STATED PROBLEM:
Begin at the first line of the data and copy each line through the one containing "border-t-[#626576] border-l-[#626576] border-r-[#eceef3]", that line included, with no pictures.

MATERIAL PROVIDED:
-*-*-
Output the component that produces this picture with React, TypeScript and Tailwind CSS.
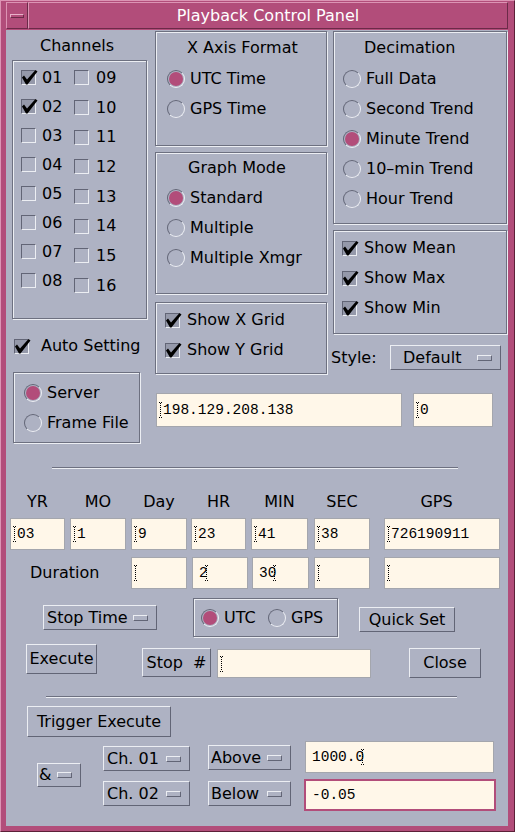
import type { ReactNode } from "react";

const etched = "border border-[#6d7080] shadow-[inset_1px_1px_0_#eceef3,1px_1px_0_#eceef3]";
const raised = "border border-t-[#eceef3] border-l-[#eceef3] border-r-[#626576] border-b-[#626576]";
const sunken = "border border-t-[#626576] border-l-[#626576] border-r-[#eceef3] border-b-[#eceef3]";

function Check({ on }: { on?: boolean }) {
  return (
    <span className={`relative block w-[15px] h-[15px] shrink-0 ${sunken} ${on ? "bg-[#9599aa]" : ""}`}>
      {on && (
        <svg className="absolute -left-[1px] -top-[1px] overflow-visible" width="18" height="16" viewBox="0 0 18 16">
          <path d="M1 7.5 L3 5.5 L6 9.5 L14.5 0 L16.5 1.5 L6.5 14.5 L5 14.5 Z" fill="black" />
        </svg>
      )}
    </span>
  );
}

function Radio({ on }: { on?: boolean }) {
  return (
    <span className={`flex items-center justify-center w-[18px] h-[18px] shrink-0 rounded-full ${sunken}`}>
      {on && <span className="w-[14px] h-[14px] rounded-full bg-[#b24d7a]" />}
    </span>
  );
}

function Cursor({ end }: { end?: boolean }) {
  return (
    <svg width="4" height="16" viewBox="0 0 4 16" className={`shrink-0 ${end ? "-ml-[3px]" : ""}`}>
      <path d="M0 0.5h4M0 15.5h4" stroke="black" strokeDasharray="1 1" />
      <path d="M1.5 1v14" stroke="black" strokeDasharray="1 1" />
    </svg>
  );
}

function Field({ className = "", value = "", cur }: { className?: string; value?: string; cur?: "start" | "end" }) {
  return (
    <div
      className={`flex items-center bg-[#fff7e9] font-['Liberation_Mono',monospace] text-[14.5px] leading-none text-black ${
        cur === "start" ? "pl-[2px]" : "pl-[6px]"
      } ${className}`}
    >
      {cur === "start" && <Cursor />}
      <span>{value}</span>
      {cur === "end" && <Cursor end />}
    </div>
  );
}

function Btn({ className = "", children }: { className?: string; children: ReactNode }) {
  return <div className={`flex items-center justify-center ${raised} ${className}`}>{children}</div>;
}

function Opt({ className = "", label }: { className?: string; label: string }) {
  return (
    <div className={`flex items-center pr-[8px] ${raised} ${className}`}>
      <span className="flex-1 whitespace-pre">{label}</span>
      <span className={`block w-[15px] h-[6px] ${raised}`} />
    </div>
  );
}

function RadioRow({ on, label }: { on?: boolean; label: string }) {
  return (
    <div className="h-[30px] flex items-center gap-[5px]">
      <Radio on={on} />
      <span>{label}</span>
    </div>
  );
}

function CheckRow({ on, label, gap = "gap-[7px]" }: { on?: boolean; label: string; gap?: string }) {
  return (
    <div className={`h-[30px] flex items-center ${gap}`}>
      <Check on={on} />
      <span>{label}</span>
    </div>
  );
}

const fieldBorder = "border border-[#a4a6ad]";

export default function App() {
  const colA = ["01", "02", "03", "04", "05", "06", "07", "08"];
  const colB = ["09", "10", "11", "12", "13", "14", "15", "16"];

  return (
    <div className="w-[515px] h-[832px] flex flex-col bg-[#b24d7a] border border-t-[#dc94b4] border-l-[#dc94b4] border-r-[#5c2038] border-b-[#5c2038] pl-[5px] pr-[6px] pb-[5px] font-['DejaVu_Sans',sans-serif] text-[16px] text-black overflow-hidden">
      {/* title bar */}
      <div className="h-[29px] pt-[1px] pb-[1px] flex">
        <div className="w-[22px] h-[27px] flex items-center justify-center border border-t-[#dc94b4] border-l-[#dc94b4] border-r-[#6b2a48] border-b-[#6b2a48]">
          <span className="block w-[14px] h-[4px] border border-t-[#e8b0c8] border-l-[#e8b0c8] border-r-[#6b2a48] border-b-[#6b2a48]" />
        </div>
        <div className="flex-1 h-[27px] flex items-center justify-center text-white border border-t-[#dc94b4] border-l-[#dc94b4] border-r-[#6b2a48] border-b-[#6b2a48]">
          Playback Control Panel
        </div>
      </div>

      {/* content */}
      <div className="w-[502px] h-[796px] bg-[#aeb2c3] flex flex-col">
        <div className="flex items-start pt-[1px]">
          {/* left column */}
          <div className="ml-[5px] w-[136px] flex flex-col">
            <div className="h-[29px] flex items-center pl-[29px]">Channels</div>
            <div className={`ml-[1px] w-[135px] h-[259px] flex pl-[8px] pt-[2px] ${etched}`}>
              <div className="w-[53px] flex flex-col">
                {colA.map((c, i) => (
                  <div key={c} className="h-[29px] flex items-center gap-[6px]">
                    <Check on={i < 2} />
                    <span>{c}</span>
                  </div>
                ))}
              </div>
              <div className="flex flex-col">
                {colB.map((c) => (
                  <div key={c} className="h-[29.7px] flex items-center gap-[7px]">
                    <Check />
                    <span>{c}</span>
                  </div>
                ))}
              </div>
            </div>
            <div className="mt-[17px] ml-[3px] h-[20px] flex items-center gap-[12px]">
              <Check on />
              <span>Auto Setting</span>
            </div>
            <div className={`mt-[16px] ml-[2px] w-[127px] h-[71px] pt-[5px] pl-[10px] ${etched}`}>
              <RadioRow on label="Server" />
              <RadioRow label="Frame File" />
            </div>
          </div>

          {/* right part */}
          <div className="ml-[8px] flex flex-col">
            <div className="flex items-start">
              <div className="w-[172px] flex flex-col">
                <div className={`h-[115px] pl-[11px] ${etched}`}>
                  <div className="h-[32px] flex items-center pl-[20px]">X Axis Format</div>
                  <RadioRow on label="UTC Time" />
                  <RadioRow label="GPS Time" />
                </div>
                <div className={`mt-[6px] h-[142px] pl-[11px] ${etched}`}>
                  <div className="h-[30px] flex items-center pl-[21px]">Graph Mode</div>
                  <RadioRow on label="Standard" />
                  <RadioRow label="Multiple" />
                  <RadioRow label="Multiple Xmgr" />
                </div>
                <div className={`mt-[8px] h-[72px] pl-[9px] pt-[2px] ${etched}`}>
                  <CheckRow on label="Show X Grid" />
                  <CheckRow on label="Show Y Grid" />
                </div>
              </div>

              <div className="ml-[6px] w-[174px] flex flex-col">
                <div className={`h-[193px] pl-[9px] ${etched}`}>
                  <div className="h-[32px] flex items-center pl-[21px]">Decimation</div>
                  <RadioRow label="Full Data" />
                  <RadioRow label="Second Trend" />
                  <RadioRow on label="Minute Trend" />
                  <RadioRow label="10–min Trend" />
                  <RadioRow label="Hour Trend" />
                </div>
                <div className={`mt-[6px] h-[104px] pl-[8px] pt-[2px] ${etched}`}>
                  <CheckRow on label="Show Mean" />
                  <CheckRow on label="Show Max" />
                  <CheckRow on label="Show Min" />
                </div>
                <div className="mt-[11px] -ml-[2px] h-[25px] flex items-center">
                  <span className="w-[59px]">Style:</span>
                  <Opt className="w-[111px] h-[25px] pl-[12px]" label="Default" />
                </div>
              </div>
            </div>

            <div className="mt-[19px] flex">
              <Field className={`ml-[1px] w-[246px] h-[34px] ${fieldBorder}`} value="198.129.208.138" cur="start" />
              <Field className={`ml-[11px] w-[80px] h-[34px] ${fieldBorder}`} value="0" cur="start" />
            </div>
          </div>
        </div>

        <div className="mt-[24px] ml-[46px] w-[406px] h-[2px] border-t border-t-[#6d7080] border-b border-b-[#eceef3]" />

        {/* time labels */}
        <div className="mt-[23px] h-[20px] flex items-center">
          <span className="ml-[4px] w-[55px] text-center">YR</span>
          <span className="ml-[5px] w-[56px] text-center">MO</span>
          <span className="ml-[5px] w-[56px] text-center">Day</span>
          <span className="ml-[4px] w-[55px] text-center">HR</span>
          <span className="ml-[5px] w-[57px] text-center">MIN</span>
          <span className="ml-[6px] w-[56px] text-center">SEC</span>
          <span className="ml-[14px] w-[116px] text-center pr-[11px]">GPS</span>
        </div>

        <div className="mt-[6px] h-[32px] flex">
          <Field className={`ml-[4px] w-[55px] ${fieldBorder}`} value="03" cur="start" />
          <Field className={`ml-[5px] w-[56px] ${fieldBorder}`} value="1" cur="start" />
          <Field className={`ml-[5px] w-[56px] ${fieldBorder}`} value="9" cur="start" />
          <Field className={`ml-[4px] w-[55px] ${fieldBorder}`} value="23" cur="start" />
          <Field className={`ml-[5px] w-[57px] ${fieldBorder}`} value="41" cur="start" />
          <Field className={`ml-[6px] w-[56px] ${fieldBorder}`} value="38" cur="start" />
          <Field className={`ml-[14px] w-[116px] ${fieldBorder}`} value="726190911" cur="start" />
        </div>

        <div className="mt-[7px] h-[32px] flex">
          <span className="ml-[4px] w-[121px] pl-[20px] flex items-center">Duration</span>
          <Field className={`w-[56px] ${fieldBorder}`} cur="start" />
          <Field className={`ml-[5px] w-[56px] ${fieldBorder}`} value="2" cur="end" />
          <Field className={`ml-[4px] w-[57px] ${fieldBorder}`} value="30" cur="end" />
          <Field className={`ml-[5px] w-[56px] ${fieldBorder}`} cur="start" />
          <Field className={`ml-[14px] w-[116px] ${fieldBorder}`} cur="start" />
        </div>

        <div className="mt-[9px] flex items-start">
          <Opt className="ml-[37px] mt-[7px] w-[114px] h-[25px] pl-[3px]" label="Stop Time" />
          <div className={`ml-[36px] w-[145px] h-[39px] flex items-center pl-[7px] ${etched}`}>
            <div className="w-[67px] flex items-center gap-[5px]">
              <Radio on />
              <span>UTC</span>
            </div>
            <div className="flex items-center gap-[5px]">
              <Radio />
              <span>GPS</span>
            </div>
          </div>
          <Btn className="ml-[21px] mt-[9px] w-[96px] h-[25px]">Quick Set</Btn>
        </div>

        <div className="mt-[7px] flex items-start">
          <Btn className="ml-[20px] w-[71px] h-[30px]">Execute</Btn>
          <Btn className="ml-[45px] mt-[4px] w-[69px] h-[29px] whitespace-pre">Stop  #</Btn>
          <Field className={`ml-[6px] mt-[5px] w-[154px] h-[29px] ${fieldBorder}`} cur="start" />
          <Btn className="ml-[38px] mt-[4px] w-[72px] h-[30px]">Close</Btn>
        </div>

        <div className="mt-[18px] ml-[40px] w-[411px] h-[2px] border-t border-t-[#6d7080] border-b border-b-[#eceef3]" />

        <Btn className="mt-[8px] ml-[21px] w-[144px] h-[31px]">Trigger Execute</Btn>

        <div className="mt-[4px] flex items-start">
          <Opt className="ml-[31px] mt-[22px] w-[44px] h-[24px] pl-[1px]" label="&" />
          <div className="ml-[22px] w-[87px] flex flex-col">
            <Opt className="mt-[5px] h-[25px] pl-[3px]" label="Ch. 01" />
            <Opt className="mt-[10px] h-[25px] pl-[3px]" label="Ch. 02" />
          </div>
          <div className="ml-[18px] w-[83px] flex flex-col">
            <Opt className="mt-[4px] h-[25px] pl-[2px]" label="Above" />
            <Opt className="mt-[11px] h-[25px] pl-[2px]" label="Below" />
          </div>
          <div className="ml-[13px] w-[192px] flex flex-col">
            <Field className={`ml-[1px] w-[189px] h-[32px] ${fieldBorder}`} value="1000.0" cur="end" />
            <Field className="mt-[6px] w-[192px] h-[32px] border-2 border-[#b24d7a]" value="-0.05" />
          </div>
        </div>
      </div>
    </div>
  );
}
-*-*-
TASK SOLUTION:
Output the component that produces this picture with React, TypeScript and Tailwind CSS.
import type { ReactNode } from "react";

const etched = "border border-[#6d7080] shadow-[inset_1px_1px_0_#eceef3,1px_1px_0_#eceef3]";
const raised = "border border-t-[#eceef3] border-l-[#eceef3] border-r-[#626576] border-b-[#626576]";
const sunken = "border border-t-[#626576] border-l-[#626576] border-r-[#eceef3] border-b-[#eceef3]";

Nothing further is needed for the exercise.